La contestazione era di là da venire, il Sessantotto era in gestazione ma nessuno lo sapeva. A Losanna fiorì un’esposizione gioiosa, dinamica, tutta impregnata di curiosità, fantasia, lievità. Esteticamente bellissima e forte di contenuti. Merito dei tempi speranzosi, merito anche dell’architetto in capo, il ticinese Alberto Camenzind, coordinatore di talenti, il quale creò personalmente la splendida Via Svizzera, un cammino di vele e ponti arditi verso il lago e l’avvenire. Un altro ticinese, Tita Carloni, realizzò il bel padiglione per la cultura e la società, intitolato «Gioia di vivere». C’era la monorotaia sospesa nell’aria che faceva molto fantascienza e Disneyland, c’era una freschezza coraggiosa di architettura e di arte che esprimeva un desiderio creativo nuovo ma costruttivo, inquieto ma non nichilista, riformatore ma non dissacrante. Sott’acqua c’era il batiscafo di Piccard, all’entrata dell’Expo un prototipo di cervello elettronico, personificato in Gulliver, incamerava i dati dei visitatori per capire i desideri degli Svizzeri. Visitammo l’E64 con la scuola e poi con le famiglie, vivemmo momenti di coscienza di Paese (l’aggettivo «patriottico» sembrava già allora un po’ vetusto). Guardammo e godemmo le meraviglie tecniche e architettoniche di una effimera città magica fra terra e acqua, che ai nostri giovani occhi parlava di immaginazione e futuro. Gli intellettuali già si interrogavano con qualche ansia, qualche potere appariva vetusto, qualche desiderio giovanile si colorava di controllata ribellione. Sarebbe poi arrivato il 68, con le sue buone pulizie di primavera e le sue degenerazioni ideologiche. Il tempo si sarebbe messo a correre, l’impero sovietico si sarebbe sgretolato, l’isola svizzera sarebbe stata percossa da venti forti, tutto sarebbe diventato più problematico.

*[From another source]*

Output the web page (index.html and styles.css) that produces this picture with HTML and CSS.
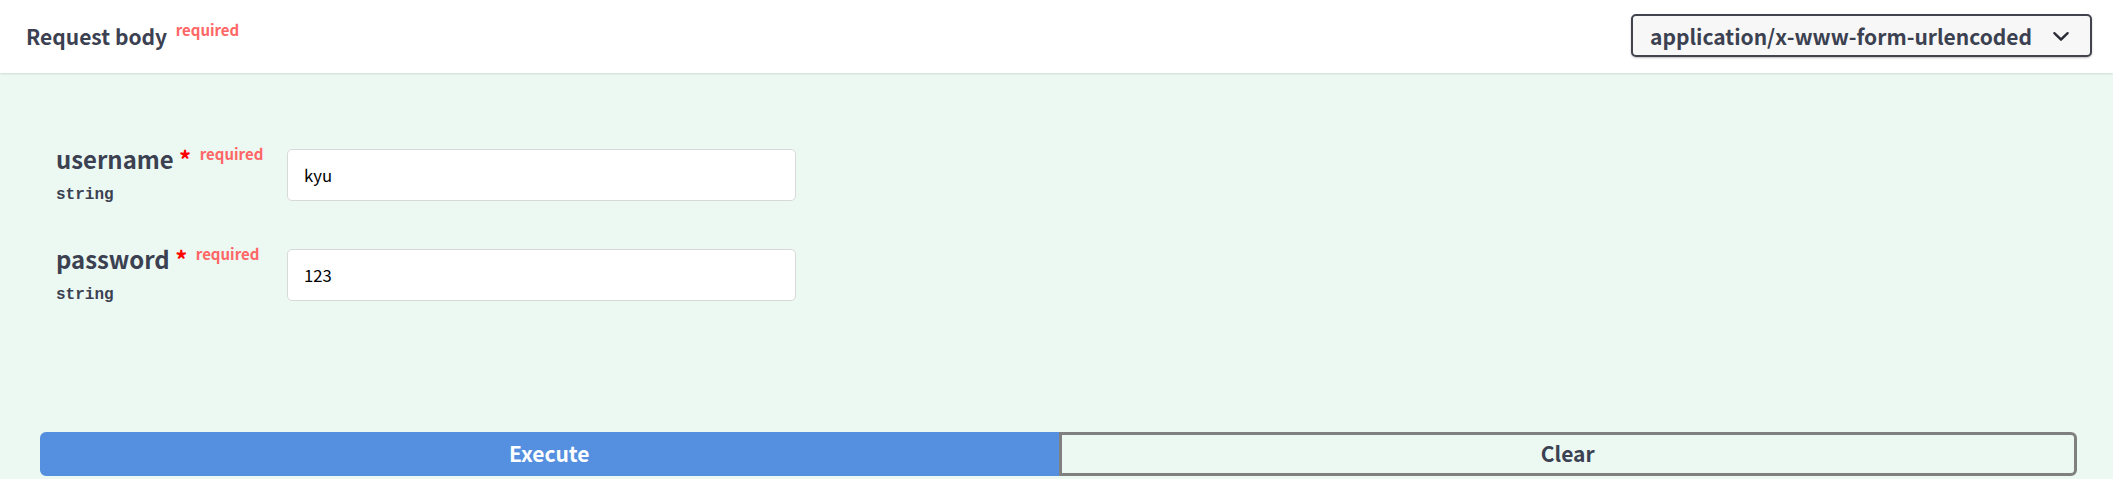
FILE: index.html
```html
<!DOCTYPE html>
<html>
<head>
<meta charset="utf-8">
<title>Request body</title>
<link rel="stylesheet" href="styles.css">
</head>
<body>
<div class="section-header">
  <h4 class="title">Request body<span class="req">required</span></h4>
  <div class="select">
    <span class="select-text">application/x-www-form-urlencoded</span>
    <svg class="chevron" width="34" height="34" viewBox="0 0 20 20"><path d="M13.418 7.859a.695.695 0 01.978 0 .68.68 0 010 .969l-3.908 3.83a.697.697 0 01-.979 0l-3.908-3.83a.68.68 0 010-.969.695.695 0 01.978 0L10 11l3.418-3.141z"/></svg>
  </div>
</div>
<div class="section-body">
  <div class="params">
    <div class="param-row">
      <div class="param-name-col">
        <div class="param-name">username<span class="star">&nbsp;*</span><span class="req">required</span></div>
        <div class="param-type">string</div>
      </div>
      <input class="field" type="text" value="kyu">
    </div>
    <div class="param-row">
      <div class="param-name-col">
        <div class="param-name">password<span class="star">&nbsp;*</span><span class="req">required</span></div>
        <div class="param-type">string</div>
      </div>
      <input class="field" type="text" value="123">
    </div>
  </div>
  <div class="btn-group">
    <button class="btn execute">Execute</button>
    <button class="btn clear">Clear</button>
  </div>
</div>
</body>
</html>
```

FILE: styles.css
```css
html, body {
  margin: 0;
  padding: 0;
}
body {
  font-family: "Noto Sans CJK SC", "Noto Sans", sans-serif;
  color: #3b4151;
  background: #ecf9f3;
  overflow: hidden;
}
.section-header {
  position: relative;
  z-index: 1;
  display: flex;
  justify-content: space-between;
  align-items: flex-start;
  height: 73px;
  box-sizing: border-box;
  padding: 14px 21px 0 26px;
  background: #ffffff;
  box-shadow: 0 1px 2px rgba(0, 0, 0, 0.12);
}
.title {
  margin: 6.8px 0 0;
  font-size: 21px;
  line-height: 30px;
  font-weight: 700;
  color: #3b4151;
}
.req {
  font-size: 15px;
  font-weight: 700;
  color: #ff6666;
  padding-left: 8.5px;
  vertical-align: 9px;
  line-height: 1;
}
.select {
  display: flex;
  align-items: center;
  width: 461px;
  height: 43px;
  box-sizing: border-box;
  padding: 0 12px 0 17px;
  border: 2px solid #41444e;
  border-radius: 5px;
  background: #f7f7f7;
  box-shadow: 0 1px 2px 0 rgba(0, 0, 0, 0.25);
}
.select-text {
  font-size: 21px;
  line-height: 30px;
  font-weight: 700;
  color: #3b4151;
  white-space: nowrap;
}
.chevron {
  margin-left: auto;
  fill: #2b2e36;
}
.section-body {
  height: calc(100vh - 73px);
}
.params {
  display: flex;
  flex-direction: column;
  gap: 39px;
  padding: 70.6px 0 0 56px;
}
.param-row {
  display: flex;
  align-items: flex-start;
}
.param-name-col {
  width: 231px;
}
.param-name {
  font-size: 23.9px;
  line-height: 30px;
  font-weight: 700;
  color: #3b4151;
  white-space: nowrap;
}
.star {
  color: #ff0000;
}
.param-type {
  margin-top: 11px;
  font-family: "Liberation Mono", "DejaVu Sans Mono", monospace;
  font-size: 16px;
  font-weight: 700;
  line-height: 20px;
  color: #3b4151;
}
.field {
  margin: 5.4px 0 0;
  width: 509px;
  height: 52px;
  box-sizing: border-box;
  padding: 0 16px;
  border: 1px solid #d9d9d9;
  border-radius: 5px;
  background: #ffffff;
  font-family: "Noto Sans CJK SC", "Noto Sans", sans-serif;
  font-size: 16.7px;
  color: #000000;
  outline: none;
}
.btn-group {
  display: flex;
  margin-top: 127px;
  padding: 0 36px 0 40px;
}
.btn {
  flex: 1;
  height: 44px;
  box-sizing: border-box;
  font-family: "Noto Sans CJK SC", "Noto Sans", sans-serif;
  font-size: 21px;
  font-weight: 700;
  line-height: 1;
  cursor: pointer;
}
.execute {
  background: #5590e0;
  border: 3px solid #5590e0;
  color: #ffffff;
  border-radius: 6px 0 0 6px;
}
.clear {
  background: transparent;
  border: 3px solid #808080;
  color: #3b4151;
  border-radius: 0 6px 6px 0;
}
```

Fu l’ultima grande esposizione nazionale di spessore e di successo (il 700. della Confederazione nel ’91 non sarà stanziale ma sarà decentrato sul territorio nazionale). L’esposizione nazionale del 2002 sui laghi di Neuchâtel e Bienne fu di fatto un flop, per sgangherate ambizioni ma soprattutto perché non era, non è più tempo di esposizioni nazionali. Se mai si celebrerà qualcosa ancora di simbolico-elvetico, probabilmente riceveremo il tutto su display. L’Expo 64 fu un evento grandioso, per farle spazio fu persino riempito un pezzetto di lago: oggi, sessant’anni dopo, quella grande riva che la ospitò è tutta verde, tanti campetti di calcio, prati, alberi e sentieri. Provvisoria ed effimera, l’Esposizione del 1964 resta memorabile e rimpianta proprio per questo. Noi che l’abbiamo vissuta la ricordiamo come un’esperienza bella, coraggiosa e positiva, addolcita oggi dalla nostalgia per i memorabili anni decisivi della giovinezza.